Your task is to output the listing word for word, with pictures excluded.

● ● ● ● ●

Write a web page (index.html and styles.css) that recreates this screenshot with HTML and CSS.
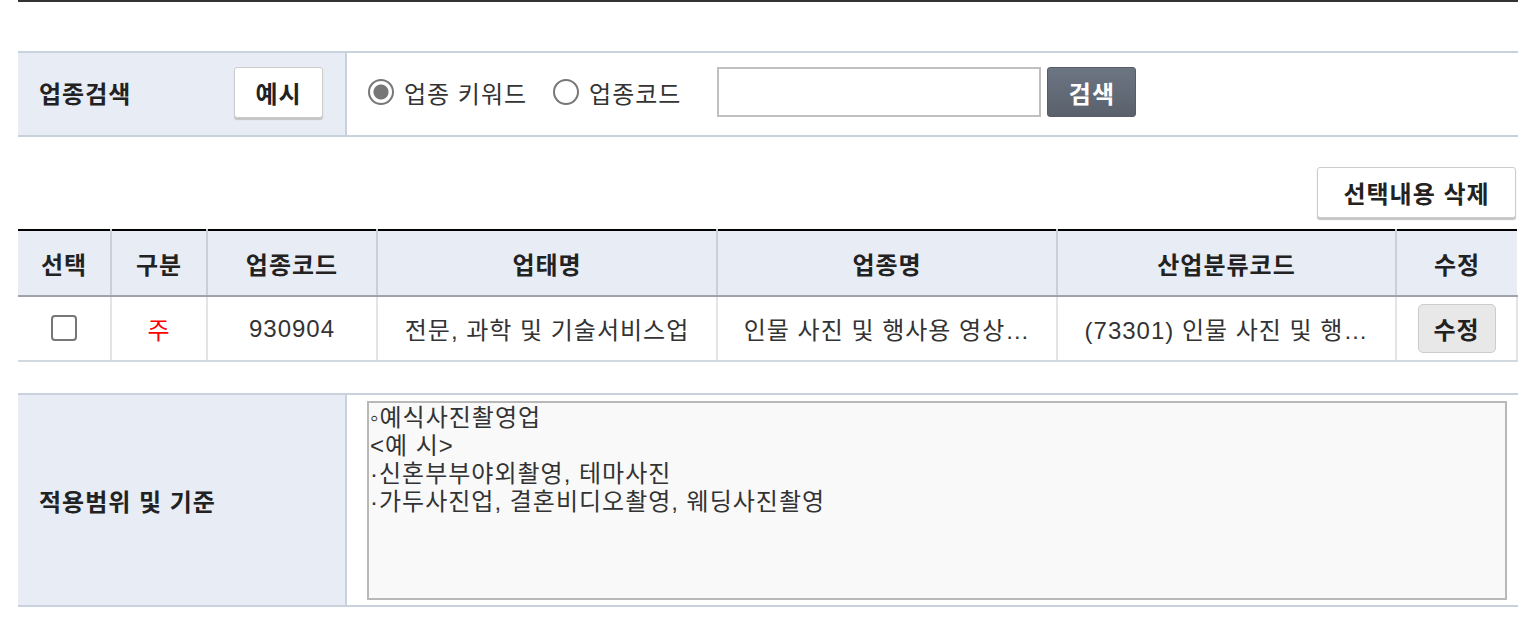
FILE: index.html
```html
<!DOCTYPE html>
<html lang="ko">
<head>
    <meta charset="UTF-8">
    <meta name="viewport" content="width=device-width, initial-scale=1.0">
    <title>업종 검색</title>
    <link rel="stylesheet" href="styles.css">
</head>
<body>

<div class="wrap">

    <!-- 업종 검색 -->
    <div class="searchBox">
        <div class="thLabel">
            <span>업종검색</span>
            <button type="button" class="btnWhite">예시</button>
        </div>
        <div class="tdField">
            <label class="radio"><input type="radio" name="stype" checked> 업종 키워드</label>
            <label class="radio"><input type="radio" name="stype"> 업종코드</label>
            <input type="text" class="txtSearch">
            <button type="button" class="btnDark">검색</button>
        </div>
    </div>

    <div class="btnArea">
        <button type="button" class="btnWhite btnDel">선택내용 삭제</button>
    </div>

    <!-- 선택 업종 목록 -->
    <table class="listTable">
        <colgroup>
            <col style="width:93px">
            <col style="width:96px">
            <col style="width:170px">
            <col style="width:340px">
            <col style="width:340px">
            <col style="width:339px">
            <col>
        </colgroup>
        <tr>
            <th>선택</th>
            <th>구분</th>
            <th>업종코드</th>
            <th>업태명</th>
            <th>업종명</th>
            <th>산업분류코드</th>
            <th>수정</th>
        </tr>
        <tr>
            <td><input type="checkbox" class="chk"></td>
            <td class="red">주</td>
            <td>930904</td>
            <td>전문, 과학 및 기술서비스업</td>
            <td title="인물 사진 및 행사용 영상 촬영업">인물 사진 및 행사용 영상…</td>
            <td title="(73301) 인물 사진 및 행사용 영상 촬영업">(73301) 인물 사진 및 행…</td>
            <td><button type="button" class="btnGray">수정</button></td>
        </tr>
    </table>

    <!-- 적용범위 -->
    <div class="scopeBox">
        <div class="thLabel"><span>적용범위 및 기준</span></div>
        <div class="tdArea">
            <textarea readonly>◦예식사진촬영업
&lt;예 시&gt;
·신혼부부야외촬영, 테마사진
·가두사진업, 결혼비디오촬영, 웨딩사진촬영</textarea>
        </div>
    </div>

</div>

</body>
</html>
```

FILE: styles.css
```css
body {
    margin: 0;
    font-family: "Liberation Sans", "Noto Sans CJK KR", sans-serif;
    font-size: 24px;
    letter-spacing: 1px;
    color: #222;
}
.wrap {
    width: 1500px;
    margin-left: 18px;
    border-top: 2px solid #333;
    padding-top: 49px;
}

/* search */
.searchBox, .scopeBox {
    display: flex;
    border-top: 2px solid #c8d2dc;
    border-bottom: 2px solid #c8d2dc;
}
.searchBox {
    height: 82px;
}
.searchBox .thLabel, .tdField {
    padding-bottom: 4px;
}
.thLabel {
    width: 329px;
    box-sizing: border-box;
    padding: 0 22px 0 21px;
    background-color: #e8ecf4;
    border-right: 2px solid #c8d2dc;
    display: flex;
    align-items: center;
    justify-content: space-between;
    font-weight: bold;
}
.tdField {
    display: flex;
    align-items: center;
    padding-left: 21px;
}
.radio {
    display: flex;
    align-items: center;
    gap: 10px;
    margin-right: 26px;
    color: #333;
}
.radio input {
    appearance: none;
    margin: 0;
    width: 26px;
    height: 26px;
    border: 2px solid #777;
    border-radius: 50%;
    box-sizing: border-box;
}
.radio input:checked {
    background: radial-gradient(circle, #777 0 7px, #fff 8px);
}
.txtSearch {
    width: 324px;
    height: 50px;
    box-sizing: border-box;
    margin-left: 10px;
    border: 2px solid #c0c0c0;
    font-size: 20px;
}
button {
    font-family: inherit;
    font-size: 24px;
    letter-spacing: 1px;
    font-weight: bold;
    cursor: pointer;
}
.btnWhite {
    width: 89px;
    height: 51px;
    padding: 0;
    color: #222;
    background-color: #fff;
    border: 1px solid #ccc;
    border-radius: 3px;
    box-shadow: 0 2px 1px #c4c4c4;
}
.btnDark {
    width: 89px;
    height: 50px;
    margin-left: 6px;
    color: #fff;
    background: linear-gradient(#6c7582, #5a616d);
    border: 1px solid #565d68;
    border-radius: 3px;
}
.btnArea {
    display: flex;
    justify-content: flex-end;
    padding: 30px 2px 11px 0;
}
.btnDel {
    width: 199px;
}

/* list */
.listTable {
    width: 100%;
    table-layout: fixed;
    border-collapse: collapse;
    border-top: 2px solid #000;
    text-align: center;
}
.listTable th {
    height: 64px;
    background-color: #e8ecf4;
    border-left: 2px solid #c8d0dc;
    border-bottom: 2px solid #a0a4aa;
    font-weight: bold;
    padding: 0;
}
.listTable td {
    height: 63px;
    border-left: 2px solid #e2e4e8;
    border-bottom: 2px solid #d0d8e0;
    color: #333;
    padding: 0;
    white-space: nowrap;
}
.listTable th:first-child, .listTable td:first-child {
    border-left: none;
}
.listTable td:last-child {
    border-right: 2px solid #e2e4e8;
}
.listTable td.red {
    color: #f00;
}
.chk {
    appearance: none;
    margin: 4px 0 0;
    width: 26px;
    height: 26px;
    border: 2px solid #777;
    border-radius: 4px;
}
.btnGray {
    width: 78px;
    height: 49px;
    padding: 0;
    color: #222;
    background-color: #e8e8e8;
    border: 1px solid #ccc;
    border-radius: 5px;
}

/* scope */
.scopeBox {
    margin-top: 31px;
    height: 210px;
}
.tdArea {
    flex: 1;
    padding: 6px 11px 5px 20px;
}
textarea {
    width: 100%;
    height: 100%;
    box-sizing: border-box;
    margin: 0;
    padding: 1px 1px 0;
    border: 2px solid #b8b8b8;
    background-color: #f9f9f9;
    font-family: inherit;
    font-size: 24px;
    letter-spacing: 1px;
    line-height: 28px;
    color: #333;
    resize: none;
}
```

● ● ● ● ●

=== Correct output ===
Write a web page (index.html and styles.css) that recreates this screenshot with HTML and CSS.
FILE: index.html
```html
<!DOCTYPE html>
<html lang="ko">
<head>
    <meta charset="UTF-8">
    <meta name="viewport" content="width=device-width, initial-scale=1.0">
    <title>업종 검색</title>
    <link rel="stylesheet" href="styles.css">
</head>
<body>

<div class="wrap">

    <!-- 업종 검색 -->
    <div class="searchBox">
        <div class="thLabel">
            <span>업종검색</span>
            <button type="button" class="btnWhite">예시</button>
        </div>
        <div class="tdField">
            <label class="radio"><input type="radio" name="stype" checked> 업종 키워드</label>
            <label class="radio"><input type="radio" name="stype"> 업종코드</label>
            <input type="text" class="txtSearch">
            <button type="button" class="btnDark">검색</button>
        </div>
    </div>

    <div class="btnArea">
        <button type="button" class="btnWhite btnDel">선택내용 삭제</button>
    </div>

    <!-- 선택 업종 목록 -->
    <table class="listTable">
        <colgroup>
            <col style="width:93px">
            <col style="width:96px">
            <col style="width:170px">
            <col style="width:340px">
            <col style="width:340px">
            <col style="width:339px">
            <col>
        </colgroup>
        <tr>
            <th>선택</th>
            <th>구분</th>
            <th>업종코드</th>
            <th>업태명</th>
            <th>업종명</th>
            <th>산업분류코드</th>
            <th>수정</th>
        </tr>
        <tr>
            <td><input type="checkbox" class="chk"></td>
            <td class="red">주</td>
            <td>930904</td>
            <td>전문, 과학 및 기술서비스업</td>
            <td title="인물 사진 및 행사용 영상 촬영업">인물 사진 및 행사용 영상…</td>
            <td title="(73301) 인물 사진 및 행사용 영상 촬영업">(73301) 인물 사진 및 행…</td>
            <td><button type="button" class="btnGray">수정</button></td>
        </tr>
    </table>

    <!-- 적용범위 -->
    <div class="scopeBox">
        <div class="thLabel"><span>적용범위 및 기준</span></div>
        <div class="tdArea">
            <textarea readonly>◦예식사진촬영업
&lt;예 시&gt;
·신혼부부야외촬영, 테마사진
·가두사진업, 결혼비디오촬영, 웨딩사진촬영</textarea>
        </div>
    </div>

</div>

</body>
</html>
```

FILE: styles.css
```css
body {
    margin: 0;
    font-family: "Liberation Sans", "Noto Sans CJK KR", sans-serif;
    font-size: 24px;
    letter-spacing: 1px;
    color: #222;
}
.wrap {
    width: 1500px;
    margin-left: 18px;
    border-top: 2px solid #333;
    padding-top: 49px;
}

/* search */
.searchBox, .scopeBox {
    display: flex;
    border-top: 2px solid #c8d2dc;
    border-bottom: 2px solid #c8d2dc;
}
.searchBox {
    height: 82px;
}
.searchBox .thLabel, .tdField {
    padding-bottom: 4px;
}
.thLabel {
    width: 329px;
    box-sizing: border-box;
    padding: 0 22px 0 21px;
    background-color: #e8ecf4;
    border-right: 2px solid #c8d2dc;
    display: flex;
    align-items: center;
    justify-content: space-between;
    font-weight: bold;
}
.tdField {
    display: flex;
    align-items: center;
    padding-left: 21px;
}
.radio {
    display: flex;
    align-items: center;
    gap: 10px;
    margin-right: 26px;
    color: #333;
}
.radio input {
    appearance: none;
    margin: 0;
    width: 26px;
    height: 26px;
    border: 2px solid #777;
    border-radius: 50%;
    box-sizing: border-box;
}
.radio input:checked {
    background: radial-gradient(circle, #777 0 7px, #fff 8px);
}
.txtSearch {
    width: 324px;
    height: 50px;
    box-sizing: border-box;
    margin-left: 10px;
    border: 2px solid #c0c0c0;
    font-size: 20px;
}
button {
    font-family: inherit;
    font-size: 24px;
    letter-spacing: 1px;
    font-weight: bold;
    cursor: pointer;
}
.btnWhite {
    width: 89px;
    height: 51px;
    padding: 0;
    color: #222;
    background-color: #fff;
    border: 1px solid #ccc;
    border-radius: 3px;
    box-shadow: 0 2px 1px #c4c4c4;
}
.btnDark {
    width: 89px;
    height: 50px;
    margin-left: 6px;
    color: #fff;
    background: linear-gradient(#6c7582, #5a616d);
    border: 1px solid #565d68;
    border-radius: 3px;
}
.btnArea {
    display: flex;
    justify-content: flex-end;
    padding: 30px 2px 11px 0;
}
.btnDel {
    width: 199px;
}

/* list */
.listTable {
    width: 100%;
    table-layout: fixed;
    border-collapse: collapse;
    border-top: 2px solid #000;
    text-align: center;
}
.listTable th {
    height: 64px;
    background-color: #e8ecf4;
    border-left: 2px solid #c8d0dc;
    border-bottom: 2px solid #a0a4aa;
    font-weight: bold;
    padding: 0;
}
.listTable td {
    height: 63px;
    border-left: 2px solid #e2e4e8;
    border-bottom: 2px solid #d0d8e0;
    color: #333;
    padding: 0;
    white-space: nowrap;
}
.listTable th:first-child, .listTable td:first-child {
    border-left: none;
}
.listTable td:last-child {
    border-right: 2px solid #e2e4e8;
}
.listTable td.red {
    color: #f00;
}
.chk {
    appearance: none;
    margin: 4px 0 0;
    width: 26px;
    height: 26px;
    border: 2px solid #777;
    border-radius: 4px;
}
.btnGray {
    width: 78px;
    height: 49px;
    padding: 0;
    color: #222;
    background-color: #e8e8e8;
    border: 1px solid #ccc;
    border-radius: 5px;
}

/* scope */
.scopeBox {
    margin-top: 31px;
    height: 210px;
}
.tdArea {
    flex: 1;
    padding: 6px 11px 5px 20px;
}
textarea {
    width: 100%;
    height: 100%;
    box-sizing: border-box;
    margin: 0;
    padding: 1px 1px 0;
    border: 2px solid #b8b8b8;
    background-color: #f9f9f9;
    font-family: inherit;
    font-size: 24px;
    letter-spacing: 1px;
    line-height: 28px;
    color: #333;
    resize: none;
}
```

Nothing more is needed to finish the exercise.